Being behind schedule and stressed also contributed to something else that I hadn’t anticipated: writer’s block. As an undergrad, I wrote a number of papers and the act and/or process is not particularly intimidating to me. However, writing a legal paper is unlike anything I’ve ever attempted. Claims made in a paper about one of Shakespear’s plays, for example, can be subjective, sometimes speculative; claims made in a legal paper, not as much. I was constantly under pressure to be as accurate as possible, whether in my claims, in my Bluebook citations, or even in my choice of words or phrasing. For me, there was so much more pressure in writing a paper that could potentially be viewed by legal scholars/students than there ever was in a paper written for English professors/students. As a result, I often wrote at a much slower pace than I wanted to, frequently stopping to verify my accuracy and, at a point or two during the paper, taking as much as four hours to produce a single paragraph.


Finally, I remember often second-guessing my decision to incorporate the “(Theme From) New York, New York” into my paper. I wasn’t sure if a legal research paper was allowed to have any personality (so to speak). However, I felt strongly that the song was almost like a soundtrack to my paper’s argument.

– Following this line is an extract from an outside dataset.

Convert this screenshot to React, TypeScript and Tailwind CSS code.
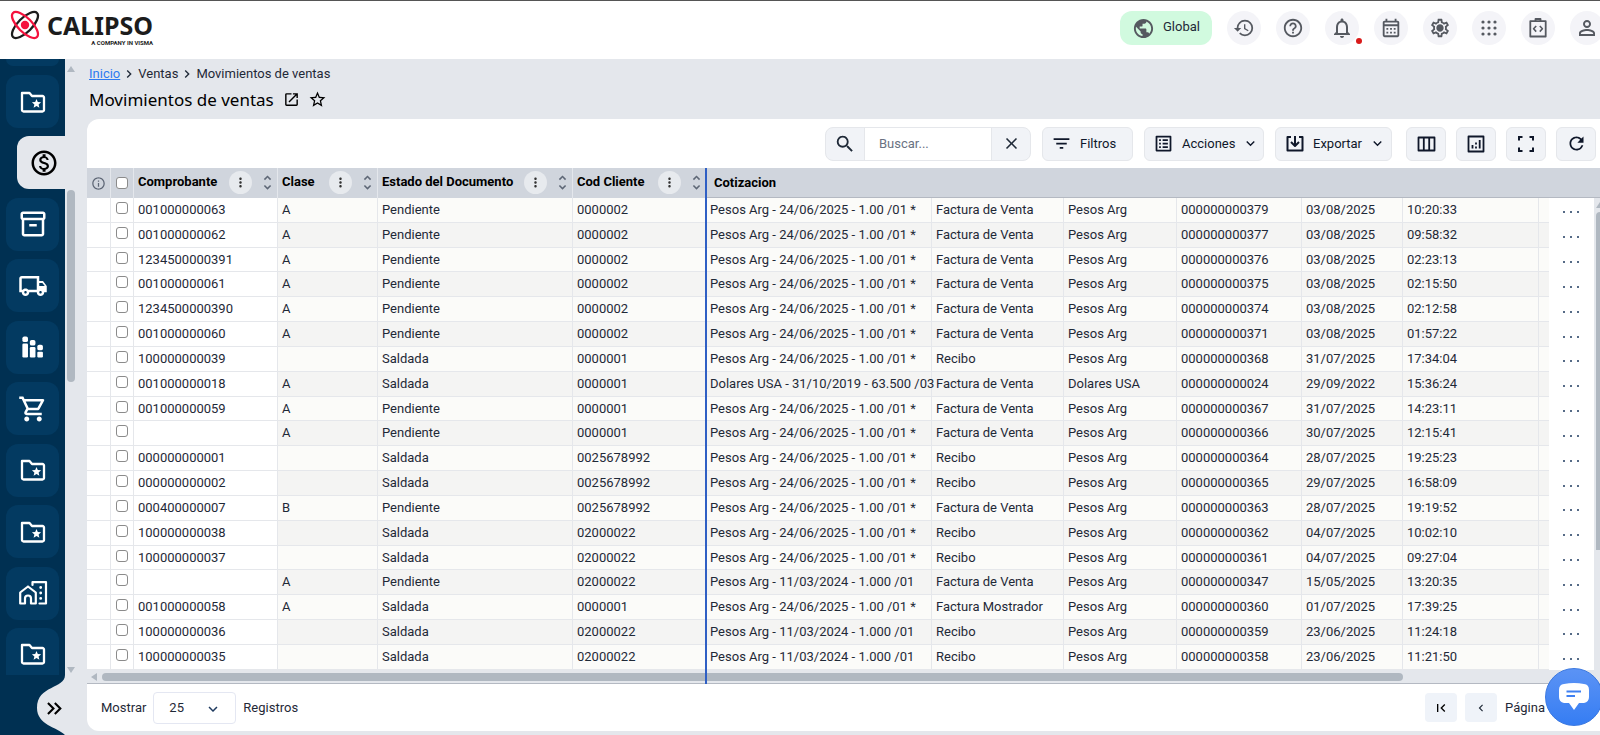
import React, { useState } from 'react';
import {
  MdPublic, MdHistory, MdHelpOutline, MdNotificationsNone, MdOutlineCalendarMonth, MdOutlineSettings,
  MdPersonOutline, MdOutlineMonetizationOn, MdOutlineInventory2, MdOutlineLocalShipping,
  MdOutlineShoppingCart, MdSearch, MdClose, MdFilterList, MdListAlt, MdRefresh, MdOpenInNew,
  MdStarBorder, MdUnfoldMore, MdMoreVert, MdInfoOutline, MdKeyboardDoubleArrowRight,
  MdFirstPage, MdChevronLeft, MdChevronRight, MdKeyboardArrowDown,
} from 'react-icons/md';

type Row = [string, string, string, string, string, string, string, string, string, string];

const PESOS = 'Pesos Arg - 24/06/2025 - 1.00 /01 *';
const PESOS_OLD = 'Pesos Arg - 11/03/2024 - 1.000 /01';

const rows: Row[] = [
  ['001000000063', 'A', 'Pendiente', '0000002', PESOS, 'Factura de Venta', 'Pesos Arg', '000000000379', '03/08/2025', '10:20:33'],
  ['001000000062', 'A', 'Pendiente', '0000002', PESOS, 'Factura de Venta', 'Pesos Arg', '000000000377', '03/08/2025', '09:58:32'],
  ['1234500000391', 'A', 'Pendiente', '0000002', PESOS, 'Factura de Venta', 'Pesos Arg', '000000000376', '03/08/2025', '02:23:13'],
  ['001000000061', 'A', 'Pendiente', '0000002', PESOS, 'Factura de Venta', 'Pesos Arg', '000000000375', '03/08/2025', '02:15:50'],
  ['1234500000390', 'A', 'Pendiente', '0000002', PESOS, 'Factura de Venta', 'Pesos Arg', '000000000374', '03/08/2025', '02:12:58'],
  ['001000000060', 'A', 'Pendiente', '0000002', PESOS, 'Factura de Venta', 'Pesos Arg', '000000000371', '03/08/2025', '01:57:22'],
  ['100000000039', '', 'Saldada', '0000001', PESOS, 'Recibo', 'Pesos Arg', '000000000368', '31/07/2025', '17:34:04'],
  ['001000000018', 'A', 'Saldada', '0000001', 'Dolares USA - 31/10/2019 - 63.500 /03', 'Factura de Venta', 'Dolares USA', '000000000024', '29/09/2022', '15:36:24'],
  ['001000000059', 'A', 'Pendiente', '0000001', PESOS, 'Factura de Venta', 'Pesos Arg', '000000000367', '31/07/2025', '14:23:11'],
  ['', 'A', 'Pendiente', '0000001', PESOS, 'Factura de Venta', 'Pesos Arg', '000000000366', '30/07/2025', '12:15:41'],
  ['000000000001', '', 'Saldada', '0025678992', PESOS, 'Recibo', 'Pesos Arg', '000000000364', '28/07/2025', '19:25:23'],
  ['000000000002', '', 'Saldada', '0025678992', PESOS, 'Recibo', 'Pesos Arg', '000000000365', '29/07/2025', '16:58:09'],
  ['000400000007', 'B', 'Pendiente', '0025678992', PESOS, 'Factura de Venta', 'Pesos Arg', '000000000363', '28/07/2025', '19:19:52'],
  ['100000000038', '', 'Saldada', '02000022', PESOS, 'Recibo', 'Pesos Arg', '000000000362', '04/07/2025', '10:02:10'],
  ['100000000037', '', 'Saldada', '02000022', PESOS, 'Recibo', 'Pesos Arg', '000000000361', '04/07/2025', '09:27:04'],
  ['', 'A', 'Pendiente', '02000022', PESOS_OLD, 'Factura de Venta', 'Pesos Arg', '000000000347', '15/05/2025', '13:20:35'],
  ['001000000058', 'A', 'Saldada', '0000001', PESOS, 'Factura Mostrador', 'Pesos Arg', '000000000360', '01/07/2025', '17:39:25'],
  ['100000000036', '', 'Saldada', '02000022', PESOS_OLD, 'Recibo', 'Pesos Arg', '000000000359', '23/06/2025', '11:24:18'],
  ['100000000035', '', 'Saldada', '02000022', PESOS_OLD, 'Recibo', 'Pesos Arg', '000000000358', '23/06/2025', '11:21:50'],
];

const FolderStar = () => (
  <svg width="28" height="28" viewBox="0 0 28 28" fill="none">
    <path d="M3 5h7.500l2.500 3H23.500a1.500 1.500 0 0 1 1.500 1.500V22a1.500 1.500 0 0 1-1.500 1.500H4.500A1.500 1.500 0 0 1 3 22V5.500z" stroke="currentColor" strokeWidth="2.300" strokeLinejoin="round" />
    <path d="M17.500 11l1.300 3 3.300.3-2.500 2.200.8 3.200-2.900-1.700-2.900 1.700.8-3.200-2.500-2.200 3.300-.3z" fill="currentColor" />
  </svg>
);

const StackedBars = () => (
  <svg width="28" height="28" viewBox="0 0 24 24" fill="currentColor">
    <rect x="2.900" y="9" width="4.800" height="12" rx="1" />
    <rect x="2.900" y="3" width="4.800" height="4.800" rx="1.600" />
    <rect x="9.300" y="12" width="4.800" height="9" rx="1" />
    <rect x="9.300" y="6" width="4.800" height="4.800" rx="1.600" />
    <rect x="15.700" y="16" width="4.800" height="5" rx="1" />
    <rect x="15.700" y="10" width="4.800" height="4.800" rx="1.600" />
  </svg>
);

const HomeBuilding = () => (
  <svg width="30" height="26" viewBox="0 0 30 26" fill="none" stroke="currentColor" strokeWidth="2.200" strokeLinecap="round" strokeLinejoin="round">
    <path d="M2.200 12.500 10 6.500l7.800 6V23.500H13V18.500a3 3 0 0 0-6 0V23.500H2.200z" />
    <path d="M14.500 5V2.200H28V23.500H21.500" />
    <path d="M22.700 7.500v.1M22.700 13v.1M22.700 18.300v.1" strokeWidth="2.800" />
  </svg>
);

const DotGrid = () => (
  <svg width="18" height="18" viewBox="0 0 18 18" fill="currentColor">
    {[3, 9, 15].map((y) => [3, 9, 15].map((x) => <circle key={`${x}-${y}`} cx={x} cy={y} r="1.6" />))}
  </svg>
);

const ClipboardCode = () => (
  <svg width="20" height="22" viewBox="0 0 20 22" fill="none" stroke="currentColor" strokeWidth="1.800" strokeLinejoin="round">
    <path d="M2.300 4.200H17.700V19.500H2.300zM7.500 4V2H12.500V4" />
    <path d="M8.200 9l-2.600 2.800 2.600 2.800M11.800 9l2.600 2.800-2.600 2.800" strokeWidth="1.600" />
  </svg>
);

const ExportIcon = () => (
  <svg width="20" height="18" viewBox="0 0 20 18" fill="none" stroke="currentColor" strokeWidth="2" strokeLinejoin="round">
    <path d="M6 2H2.500V15.500H17.500V2H14" />
    <path d="M10 1V10.500M6 7l4 4 4-4" />
  </svg>
);

const ColumnsIcon = () => (
  <svg width="19" height="16" viewBox="0 0 19 16" fill="none" stroke="currentColor" strokeWidth="1.800" strokeLinejoin="round">
    <path d="M1.500 1.500h16v13h-16zM6.800 1.500v13M12.200 1.500v13" />
  </svg>
);

const ChartIcon = () => (
  <svg width="18" height="18" viewBox="0 0 18 18" fill="none" stroke="currentColor" strokeWidth="1.800" strokeLinejoin="round">
    <path d="M1.500 1.500h15v15h-15z" />
    <path d="M5.500 10v3.500M9 11.500v2M9 7.500v2M12.700 5v8.500" />
  </svg>
);

const ExpandIcon = () => (
  <svg width="18" height="18" viewBox="0 0 18 18" fill="none" stroke="currentColor" strokeWidth="2">
    <path d="M2 5.500V2h3.500M12.500 2H16v3.500M16 12.500V16h-3.500M5.500 16H2v-3.500" />
  </svg>
);

const SettingsIcon = () => (
  <span className="relative">
    <MdOutlineSettings size={22} />
    <span className="absolute inset-2 rounded-full bg-current" />
  </span>
);

const Logo = () => (
  <a href="#" aria-label="Calipso" className="flex items-start">
    <svg width="32" height="32" viewBox="0 0 32 32" fill="none" strokeWidth="2.300" strokeLinecap="round">
      <ellipse cx="16" cy="16" rx="17" ry="7" transform="rotate(-45 16 16)" stroke="#1c1c1c" />
      <ellipse cx="16" cy="16" rx="17" ry="7" transform="rotate(45 16 16)" stroke="#f5123d" />
      <circle cx="16" cy="16" r="4.200" fill="#f5123d" />
    </svg>
    <span className="ml-[6px] flex flex-col items-end pt-1 text-[#1c1c1c]">
      <span className="font-['Noto_Sans',sans-serif] text-[25px] leading-6 font-bold">CALIPSO</span>
      <span className="mt-0.5 text-[6px] leading-2 font-bold">A COMPANY IN VISMA</span>
    </span>
  </a>
);

const topIcons = [
  { label: 'Historial', icon: <MdHistory size={22} /> },
  { label: 'Ayuda', icon: <MdHelpOutline size={22} /> },
  { label: 'Notificaciones', icon: <MdNotificationsNone size={24} />, dot: true },
  { label: 'Calendario', icon: <MdOutlineCalendarMonth size={22} /> },
  { label: 'Ajustes', icon: <SettingsIcon /> },
  { label: 'Aplicaciones', icon: <DotGrid /> },
  { label: 'Integraciones', icon: <ClipboardCode /> },
  { label: 'Perfil', icon: <MdPersonOutline size={24} /> },
];

const sideItems = [
  { label: 'Favoritos', icon: <FolderStar /> },
  { label: 'Ventas', icon: <MdOutlineMonetizationOn size={30} />, active: true },
  { label: 'Inventario', icon: <MdOutlineInventory2 size={30} /> },
  { label: 'Logística', icon: <MdOutlineLocalShipping size={30} /> },
  { label: 'Reportes', icon: <StackedBars /> },
  { label: 'Compras', icon: <MdOutlineShoppingCart size={30} /> },
  { label: 'Carpeta 1', icon: <FolderStar /> },
  { label: 'Carpeta 2', icon: <FolderStar /> },
  { label: 'Sucursales', icon: <HomeBuilding /> },
  { label: 'Carpeta 3', icon: <FolderStar /> },
];

const Sidebar = () => (
  <aside className="flex w-[65px] shrink-0 flex-col bg-[#003052] text-white">
    <div className="mx-[6px] mb-[9px] h-[7px] shrink-0 rounded-b-lg bg-[#033a61]" />
    <nav className="flex min-h-0 flex-1 flex-col justify-between overflow-hidden">
      {sideItems.map((item, i) =>
        item.active ? (
          <button key={item.label} aria-label={item.label} className="ml-[17px] flex h-[53px] shrink-0 items-center rounded-l-xl bg-[#e4e7ec] pl-3 text-black">
            {item.icon}
          </button>
        ) : (
          <button
            key={item.label}
            aria-label={item.label}
            className={`mx-[6px] flex shrink-0 items-center justify-center bg-[#033a61] ${i === sideItems.length - 1 ? 'h-[47px] rounded-t-xl pt-1.5' : 'h-[53px] rounded-xl'}`}
          >
            {item.icon}
          </button>
        )
      )}
    </nav>
    <button aria-label="Expandir menú" className="relative h-[60px] shrink-0 text-black">
      <svg className="absolute top-0 right-0" width="28" height="60" viewBox="0 0 28 60">
        <path d="M28 0C28 14 0 10 0 33C0 50 20 52 28 60Z" fill="#e4e7ec" />
      </svg>
      <MdKeyboardDoubleArrowRight size={25} className="absolute top-[21px] -right-0.5" />
    </button>
  </aside>
);

const SideScrollbar = () => (
  <div className="flex w-3 shrink-0 flex-col items-center pt-[7px] pb-[62px]">
    <div className="h-0 w-0 border-x-4 border-b-6 border-x-transparent border-b-[#b0b8c1]" />
    <div className="mt-[118px] h-48 w-2 rounded-full bg-[#b0b8c1]" />
    <div className="mt-auto h-0 w-0 border-x-4 border-t-6 border-x-transparent border-t-[#b0b8c1]" />
  </div>
);

const toolButton = 'flex h-[34px] items-center rounded-md border border-[#e5e7eb] bg-[#f1f3f7] text-[#0f172a]';

const Toolbar = () => {
  const [query, setQuery] = useState('');

  return (
    <div className="flex h-[49px] shrink-0 items-center justify-end pr-1">
      <div className="mr-[11px] flex h-[34px] overflow-hidden rounded-lg border border-[#e5e7eb] bg-[#f1f3f7]">
        <button aria-label="Buscar" className="flex w-[38px] items-center justify-center"><MdSearch size={22} /></button>
        <input
          aria-label="Texto a buscar"
          className="w-32 border-x border-[#e5e7eb] bg-white px-[14px] text-[13px] outline-none placeholder:text-gray-500"
          placeholder="Buscar..."
          value={query}
          onChange={(e) => setQuery(e.target.value)}
        />
        <button aria-label="Limpiar" onClick={() => setQuery('')} className="flex w-[38px] items-center justify-center"><MdClose size={19} /></button>
      </div>
      <button className={`${toolButton} mr-[11px] w-[91px] gap-2 pl-2`}><MdFilterList size={21} />Filtros</button>
      <button className={`${toolButton} mr-[11px] w-[120px] pl-2`}><MdListAlt size={21} className="mr-2" />Acciones<MdKeyboardArrowDown size={17} className="ml-[7px]" /></button>
      <button className={`${toolButton} mr-[14px] w-[117px] pl-[9px]`}><span className="mr-2"><ExportIcon /></span>Exportar<MdKeyboardArrowDown size={17} className="ml-[7px]" /></button>
      <div className="flex gap-[10px]">
        <button aria-label="Columnas" className={`${toolButton} w-10 justify-center`}><ColumnsIcon /></button>
        <button aria-label="Gráficos" className={`${toolButton} w-10 justify-center`}><ChartIcon /></button>
        <button aria-label="Pantalla completa" className={`${toolButton} w-10 justify-center`}><ExpandIcon /></button>
        <button aria-label="Actualizar" className={`${toolButton} w-10 justify-center`}><MdRefresh size={21} /></button>
      </div>
    </div>
  );
};

const HeaderCell = ({ title }: { title: string }) => (
  <th className="border-r border-[#e4e7ec] pb-0.5 pl-1">
    <div className="flex items-center">
      <span className="flex-1 text-left whitespace-nowrap">{title}</span>
      <button aria-label={`Menú de ${title}`} className="mr-[6px] flex h-[23px] w-[23px] items-center justify-center rounded-full bg-[#e7eaee] text-[#333]"><MdMoreVert size={15} /></button>
      <button aria-label={`Ordenar por ${title}`} className="text-[#5d6675]"><MdUnfoldMore size={19} /></button>
    </div>
  </th>
);

const check = 'mx-auto block h-3 w-3 appearance-none rounded-[3px] border border-[#8b8b8b] bg-white';

const DataTable = () => (
  <table className="h-full w-full table-fixed border-separate border-spacing-0">
    <colgroup>
      <col className="w-[24px]" />
      <col className="w-[23px]" />
      <col className="w-[144px]" />
      <col className="w-[100px]" />
      <col className="w-[195px]" />
      <col className="w-[134px]" />
      <col className="w-[225px]" />
      <col className="w-[132px]" />
      <col className="w-[113px]" />
      <col className="w-[125px]" />
      <col className="w-[101px]" />
      <col className="w-[136px]" />
      <col />
      <col className="w-[45px]" />
    </colgroup>
    <thead>
      <tr className="h-[30px] bg-[#d0d5dd] text-black">
        <th className="border-r border-[#e4e7ec]"><MdInfoOutline size={15} className="mx-auto text-[#5d6675]" /></th>
        <th className="border-r border-[#e4e7ec]"><input type="checkbox" aria-label="Seleccionar todo" className={check} /></th>
        <HeaderCell title="Comprobante" />
        <HeaderCell title="Clase" />
        <HeaderCell title="Estado del Documento" />
        <HeaderCell title="Cod Cliente" />
        <th colSpan={8} className="border-b border-[#b4b9c2] pl-[7px] text-left">Cotizacion</th>
      </tr>
    </thead>
    <tbody>
      {rows.map((row, i) => (
        <tr key={row[7]} className={i % 2 ? 'bg-[#f4f4f3]' : 'bg-[#fbfbf9]'}>
          <td className="border-r border-b border-[#e5e7eb] bg-white" />
          <td className="border-r border-b border-[#e5e7eb] bg-white pb-1">
            <input type="checkbox" aria-label={`Seleccionar ${row[7]}`} className={check} />
          </td>
          {row.map((value, c) => (
            <td key={c} className={`border-r border-b border-[#e5e7eb] leading-4 whitespace-nowrap ${c === 0 ? 'bg-white' : ''} ${c === 4 ? 'pl-[3px]' : 'pl-1'}`}>
              {value}
            </td>
          ))}
          <td className="border-b border-[#e5e7eb]" />
          <td className="bg-white">
            <button aria-label="Más opciones" className="mx-auto flex gap-[5px] pt-1">
              <span className="h-0.5 w-0.5 rounded-full bg-[#1e3a5f]" />
              <span className="h-0.5 w-0.5 rounded-full bg-[#1e3a5f]" />
              <span className="h-0.5 w-0.5 rounded-full bg-[#1e3a5f]" />
            </button>
          </td>
        </tr>
      ))}
    </tbody>
  </table>
);

const Footer = () => (
  <div className="flex h-[47px] shrink-0 items-center pr-[55px] pl-[14px]">
    <label htmlFor="page-size">Mostrar</label>
    <div className="relative mx-[7px]">
      <select id="page-size" defaultValue="25" className="h-8 w-[83px] appearance-none rounded border border-[#e4e7f2] bg-white pl-[15px]">
        <option>10</option>
        <option>25</option>
        <option>50</option>
      </select>
      <MdKeyboardArrowDown size={18} className="pointer-events-none absolute top-2 right-[14px] text-[#1e3a5f]" />
    </div>
    <span>Registros</span>
    <div className="ml-auto flex items-center gap-2">
      <button aria-label="Primera página" className="flex h-[29px] w-8 items-center justify-center rounded bg-[#eff3f9] text-black"><MdFirstPage size={16} /></button>
      <button aria-label="Página anterior" className="flex h-[29px] w-8 items-center justify-center rounded bg-[#eff3f9]"><MdChevronLeft size={14} /></button>
      <span>Página</span>
    </div>
  </div>
);

const App: React.FC = () => (
  <div className="relative flex h-screen min-h-[735px] flex-col overflow-hidden bg-[#e4e7ec] font-[Roboto,sans-serif] text-[13px] text-[#1f2937]">
    <header className="flex h-[59px] shrink-0 items-center justify-between overflow-hidden border-t border-[#555] bg-white pb-1 pl-[9px]">
      <Logo />
      <div className="-mr-1 flex shrink-0 items-center gap-[15px] text-[#555960]">
        <button className="flex h-[34px] w-[92px] items-center gap-2 rounded-xl bg-[#d1fadf] pl-3">
          <MdPublic size={23} />
          <span className="pb-0.5 text-[#1f2937]">Global</span>
        </button>
        {topIcons.map((item) => (
          <button key={item.label} aria-label={item.label} className="relative flex h-[34px] w-[34px] items-center justify-center rounded-full bg-[#f4f4f8]">
            {item.icon}
            {item.dot && <span className="absolute -right-[3px] bottom-px h-[6px] w-[6px] rounded-full bg-[#d91a1a]" />}
          </button>
        ))}
      </div>
    </header>

    <div className="flex min-h-0 flex-1">
      <Sidebar />
      <SideScrollbar />

      <main className="ml-[10px] flex min-w-0 flex-1 flex-col pb-1">
        <nav aria-label="Ruta" className="mt-[6px] ml-0.5 flex h-[18px] shrink-0 items-center">
          <a href="#" className="text-[#2f7bf0] underline">Inicio</a>
          <MdChevronRight size={16} className="mx-px" />
          <span>Ventas</span>
          <MdChevronRight size={16} className="mx-px" />
          <span>Movimientos de ventas</span>
        </nav>
        <div className="mt-0.5 mb-[5px] ml-0.5 flex h-[29px] shrink-0 items-center text-black">
          <h1 className="mr-[9px] font-['Noto_Sans',sans-serif] text-[17px]">Movimientos de ventas</h1>
          <button aria-label="Abrir en otra pestaña" className="mr-2"><MdOpenInNew size={17} /></button>
          <button aria-label="Agregar a favoritos"><MdStarBorder size={19} /></button>
        </div>

        <section className="flex min-h-0 flex-1 flex-col rounded-l-xl bg-white">
          <Toolbar />
          <div className="relative flex min-h-0 flex-1 flex-col">
            <div className="flex min-h-0 flex-1">
              <div className="min-w-0 flex-1"><DataTable /></div>
              <div className="flex w-[6px] shrink-0 flex-col items-end overflow-hidden bg-[#e4e7ec]">
                <div className="h-[30px] w-full shrink-0 border-b border-[#b4b9c2] bg-[#d0d5dd]" />
                <div className="mt-1 h-0 w-0 border-b-6 border-l-4 border-b-[#b0b8c1] border-l-transparent" />
                <div className="mt-1 h-[338px] w-1 rounded-tl-full bg-[#b0b8c1]" />
              </div>
            </div>
            <div className="flex h-[14px] shrink-0 items-center border-b border-[#b4b9c2] bg-[#e4e7ec] pr-[197px] pl-1">
              <div className="h-0 w-0 border-y-4 border-r-6 border-y-transparent border-r-[#b0b8c1]" />
              <div className="ml-[5px] h-2 flex-1 rounded-full bg-[#b0b8c1]" />
            </div>
            {/* Frozen columns divider */}
            <div className="absolute inset-y-0 left-[618px] w-0.5 bg-[#2f5fc4]" />
          </div>
          <Footer />
        </section>
      </main>
    </div>

    <button aria-label="Abrir chat" className="absolute -right-[3px] bottom-[9px] flex h-[58px] w-[58px] items-center justify-center rounded-full border border-[#3b78e0] bg-linear-to-b from-[#5b93f5] to-[#357df3]">
      <svg width="32" height="32" viewBox="0 0 32 32" fill="none">
        <path d="M6 3Q16 1 26 3Q31 3.500 31 9V16Q31 21 26 22H21L16 29L11 22H6Q1 21 1 16V9Q1 3.500 6 3Z" fill="white" />
        <path d="M8.500 10.500H23M8.500 15H17" stroke="#3f80f2" strokeWidth="2" />
      </svg>
    </button>
  </div>
);

export default App;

There was not only the correlation between the song’s lyrical claim that New York is where one goes to become “[a] number one” and the State’s claim that the new policy is “nation-leading,” but the history of the song itself also speaks to my subject matter in surprising and interesting ways. In the end, I am mostly pleased with the result and may even look to expand the connection in a future revision of my paper.